Germany's Maria Riesch, a great friend of Vonn's and her closest challenger in the overall World Cup standings this season, could only finish a disappointing eighth.
Vonn, who was injured at the Turin Games four years ago, but bravely still took part, is competing in five events this time around and has strong medal chances in each, particularly in the Super-Combined and super-G disciplines.
Her husband and coach Thomas Vonn had no doubts she would claim gold with her first attempt despite her pre-Games injury scare.
"For Lindsey to come though, under this kind of pressure and with her shin injury, is fantastic," he said.

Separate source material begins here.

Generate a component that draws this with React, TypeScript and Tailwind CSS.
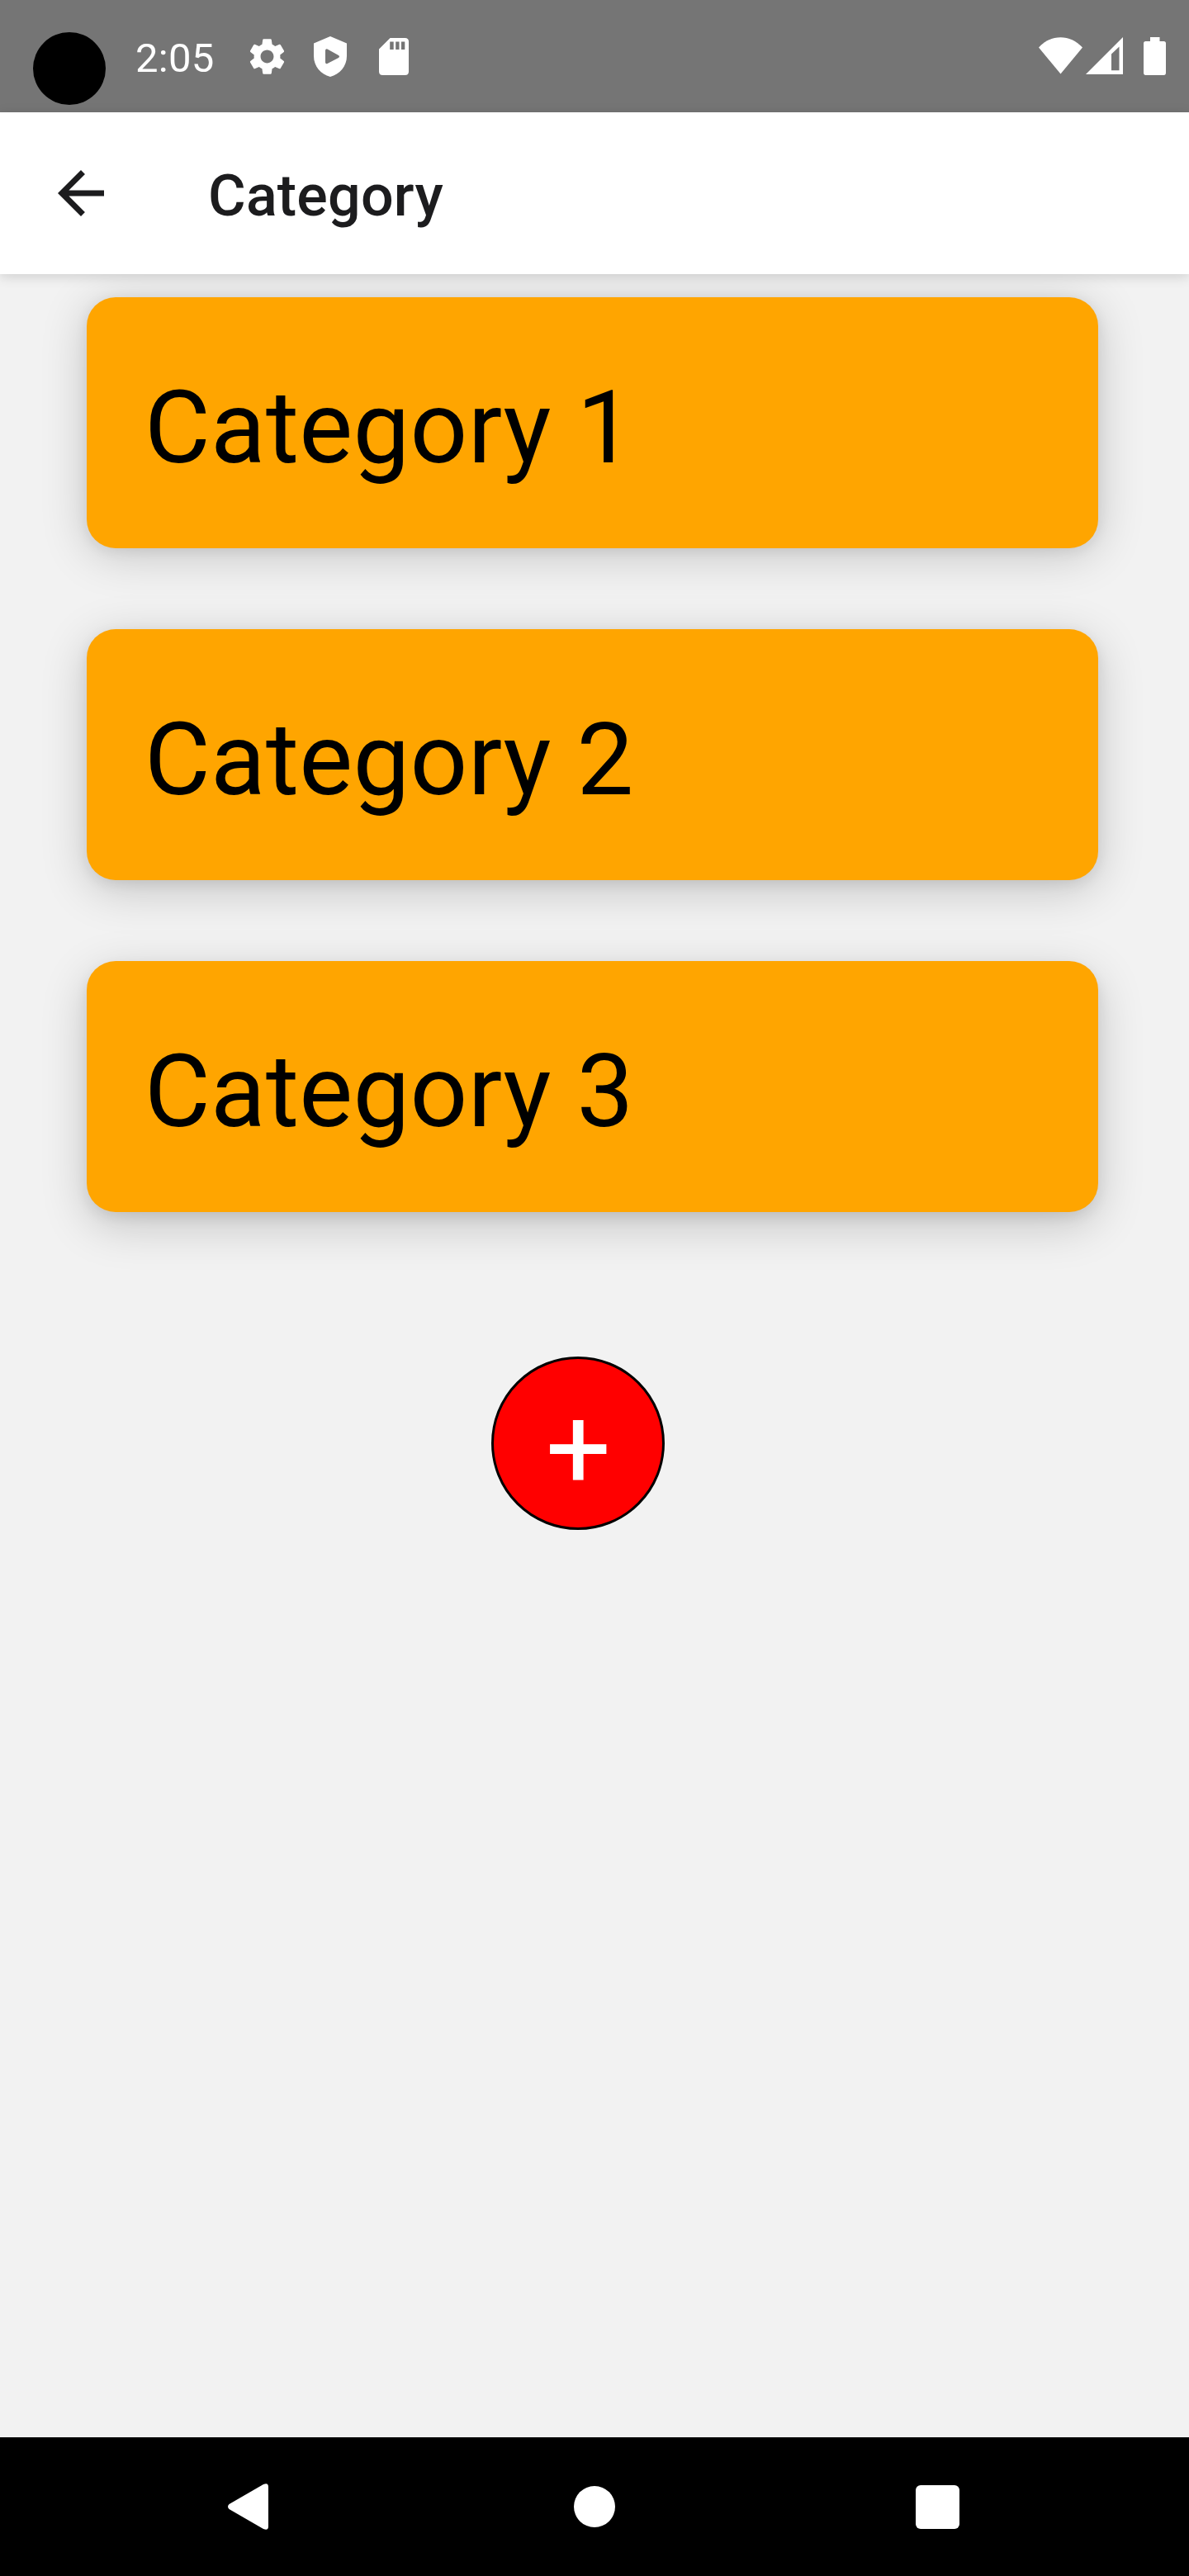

"Lindsey called me before the race and told me, 'I think I got this. I may not need you," he added.
She will next be in action in Thursday's Super-Combined event.
There was further triumph for the United States in the men's speed skating as Shani Davis retained his 1,000 meters crown at the Richmond Olympic Oval.
Davis is the first man in Winter Games history to achieve the feat as he enjoyed a victory margin of 0.19 seconds over South Korea's Mo Tae-Bum. Another American, Chad Hedrick, took bronze.
And the U.S. gold rush continued with a commanding performance from Shaun White in snowboarding's half-pipe final to successfully defend his Olympic title.
White had a massive four-point lead over compatriot Scott Lago after the first run and rounded off an incredible display with a series of trademark moves in his second effort which scored a massive 48.4 points.
Elsewhere, there were golds in the cross country sprint races for Nikita Kruikov of Russia in the men's event and in the women's for Norway's Marit Bjoergen, who also won bronze in the 10km freestyle event on Monday.
In the men's luge doubles event, the Linger brothers from Austria, Wolfgang and Andreas, successfully defended the title they won in Turin ahead of the Latvian pair of Andris and Juris Sics.
China won their first gold of the sixth day in the short track speed skating as Wang Meng took the 500 meters event by a convincing margin as she pulled clear of the field in the final after a series of false starts.